University of California, Berkeley, law professor Pamela Samuelson, on behalf of more than 80 academics, sent a letter on Monday to Judge Denny Chin asserting that academic authors should not be included as part of a class authorization in the high profile Google Books case, due to fundamental disagreements between the interests of academics and other types of authors.
Samuelson has written and lectured often as a critic of the Google Books case, and of the proposed settlement which was rejected by Chin last year. In her latest letter, she writes that the Authors Guild and other plaintiffs—non-academic authors Betty Miles, Jim Bouton, and Joseph Goulden—“do not share academic values, goals or objectives. None of us would have initiated a lawsuit against Google for copyright infringement in the first place because it scanned our and other academic authors’ books for purposes of indexing their contents and serving up snippets in response to search queries.”
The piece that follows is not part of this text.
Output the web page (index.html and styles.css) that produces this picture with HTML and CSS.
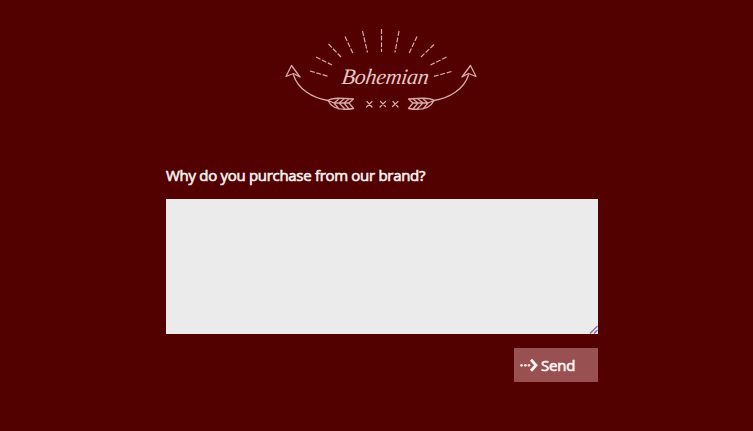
FILE: index.html
```html
<!DOCTYPE html>
<html lang="en">
<head>
<meta charset="utf-8">
<title>Bohemian</title>
<link rel="stylesheet" href="styles.css">
</head>
<body>
<main class="survey">
  <svg class="logo" viewBox="280 22 204 92" role="img" aria-label="Bohemian">
    <g class="rays">
      <path d="M310 71l19 5.5M316 57l16 8M328.500 44l12.500 13M345 36.500l8.500 18M362.500 31l5 21.500M381.500 29v23M399 31l-4 21.500M417 36.500l-8.500 18M434 44.500l-13.500 13M446.500 57l-16 8M451.500 71.500l-18 5"/>
    </g>
    <text class="wordmark" transform="translate(341 84) skewX(-8)" x="0" y="0" textLength="87" lengthAdjust="spacing">Bohemian</text>
    <g class="arrow">
      <path d="M291.500 65.500l-5.500 11 7.500-3 6.500 3.500zM293.500 75C298 89 312 98 328 100.500"/>
      <path d="M328 100.500C332 97 343 98 353.500 99L349 103l4.500 5.500C345 110 333 111 328 100.500zM328 100.500l6 2.500H349M334 103l5-4M339 103l5-4M344 103l5-4M334 103l5 6M339 103l6 6M344 103l5 6"/>
    </g>
    <g class="arrow" transform="translate(762 0) scale(-1 1)">
      <path d="M291.500 65.500l-5.500 11 7.500-3 6.500 3.500zM293.500 75C298 89 312 98 328 100.500"/>
      <path d="M328 100.500C332 97 343 98 353.500 99L349 103l4.500 5.500C345 110 333 111 328 100.500zM328 100.500l6 2.500H349M334 103l5-4M339 103l5-4M344 103l5-4M334 103l5 6M339 103l6 6M344 103l5 6"/>
    </g>
    <path class="crosses" d="M367 101.500l5 5.500M372 101.500l-5.500 5.500M380.500 101.500l5 5M385.500 101.500l-5.500 5.500M393 101.500l5 5.500M398 101.500l-5.500 5"/>
  </svg>
  <form class="form">
    <label class="question" for="answer">Why do you purchase from our brand?</label>
    <div class="field">
      <textarea id="answer" class="answer"></textarea>
      <svg class="grip" viewBox="0 0 9 9"><path d="M1 8.500L8.500 1M5 8.500L8.500 5"/></svg>
    </div>
    <button class="send" type="button">
      <svg class="send-icon" viewBox="0 0 18 14"><g class="dots"><circle cx="1.500" cy="7.300" r="1.400"/><circle cx="5.300" cy="7.300" r="1.400"/><circle cx="9" cy="7.300" r="1.400"/></g><path class="chevron" d="M11 1.800l5 5.500-5 5.500"/></svg>
      <span>Send</span>
    </button>
  </form>
</main>
</body>
</html>
```
FILE: styles.css
```css
body {
  margin: 0;
  background: #520000;
  color: #f8f2f2;
  font-family: "Open Sans", "Noto Sans", sans-serif;
}

.survey {
  box-sizing: border-box;
  width: 432px;
  min-height: 431px;
  margin-left: 166px;
  padding-top: 22px;
}

.logo {
  display: block;
  width: 204px;
  height: 92px;
  margin-left: 114px;
  fill: none;
  stroke: #d8a9a9;
  stroke-linecap: round;
  stroke-linejoin: round;
}

.rays {
  stroke-width: 1.2;
  stroke-dasharray: 5 1.6;
  stroke-linecap: butt;
}

.arrow {
  stroke-width: 1.3;
}

.crosses {
  stroke-width: 1.2;
}

.wordmark {
  fill: #e6c6c6;
  stroke: none;
  font: italic 22px "Liberation Serif", serif;
}

.form {
  display: flex;
  flex-direction: column;
  margin-top: 50px;
}

.question {
  height: 22px;
  margin-bottom: 13px;
  font-size: 15px;
  line-height: 22px;
  letter-spacing: -0.3px;
  white-space: nowrap;
  -webkit-text-stroke: 0.6px #f8f2f2;
}

.field {
  position: relative;
  height: 135px;
}

.answer {
  display: block;
  box-sizing: border-box;
  width: 100%;
  height: 100%;
  padding: 8px;
  border: 0;
  background: #ebebeb;
  resize: none;
}

.grip {
  position: absolute;
  right: 0;
  bottom: 0;
  width: 9px;
  height: 9px;
  fill: none;
  stroke: #8560a8;
  stroke-width: 1.1;
}

.send {
  display: flex;
  align-items: center;
  align-self: flex-end;
  gap: 3px;
  width: 84px;
  height: 34px;
  margin-top: 14px;
  padding: 0 0 0 6px;
  border: 0;
  background: #985050;
  color: #fff5f5;
  font: 15px "Open Sans", "Noto Sans", sans-serif;
  letter-spacing: -0.2px;
  -webkit-text-stroke: 0.6px #fff5f5;
}

.send-icon {
  width: 18px;
  height: 14px;
}

.dots {
  fill: #f5e5e5;
}

.chevron {
  fill: none;
  stroke: #fff5f5;
  stroke-width: 2.8;
}
```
In their recent motion for class certification, the Authors Guild and other plaintiffs are looking to certify the authors of millions of different books as a single class for the purposes of the lawsuit. Google filed a brief [PDF] in opposition to the certification on February 8, pointing out that not all authors share the plaintiffs’ views: “Most authors affirmatively approve of the inclusion of their books in snippet view….Academic authors, in particular, say that they receive other benefits from Google Books, both individual and communal.”
To support the claim, the brief quotes a previous January 2010 letter [PDF] from Samuelson to Judge Chin, which she wrote on behalf of more than 60 academics. She wrote that “indexes and snippets advance scholarly research and improve access to knowledge, especially when, as with [Google Book Search], searches yield links to libraries from which the relevant books can be obtained.”
In Judge Chin’s rejection of a settlement in the Google Books case last March, he cited issues surrounding academic authors as one of several factors in his rejection. “Certain objectors, including…academic authors…object to the adequacy of representation, contending that their interests are at odds with the interests of the representative plaintiffs.”
He also quoted directly from the January 2010 letter he’d received from Samuelson, which, like the most recent letter, highlighted the differences between academics and other authors: “Academic authors, almost by definition, are committed to maximizing access to knowledge. The [Authors] Guild and the [Association of American Publishers], by contrast, are institutionally committed to maximizing profits.”
In her letter (posted on Scribd by the Internet Archive’s Peter Brantley with Samuelson’s permission, according to a post on the Read20-L mailing list), Samuelson highlights the essential gulf that exists between academics and other authors in regard to the case:
It bears mentioning that despite our having raised numerous objections and concerns about the proposed settlement in a very public way by putting them in the court record, none of us has been contacted by the proposed class representatives, the Authors Guild, or the lawyers who want to be designated as class counsel to ask for our opinion about what our interests are, whether to pursue this litigation, what relief to seek, on what terms to settle it, or anything else.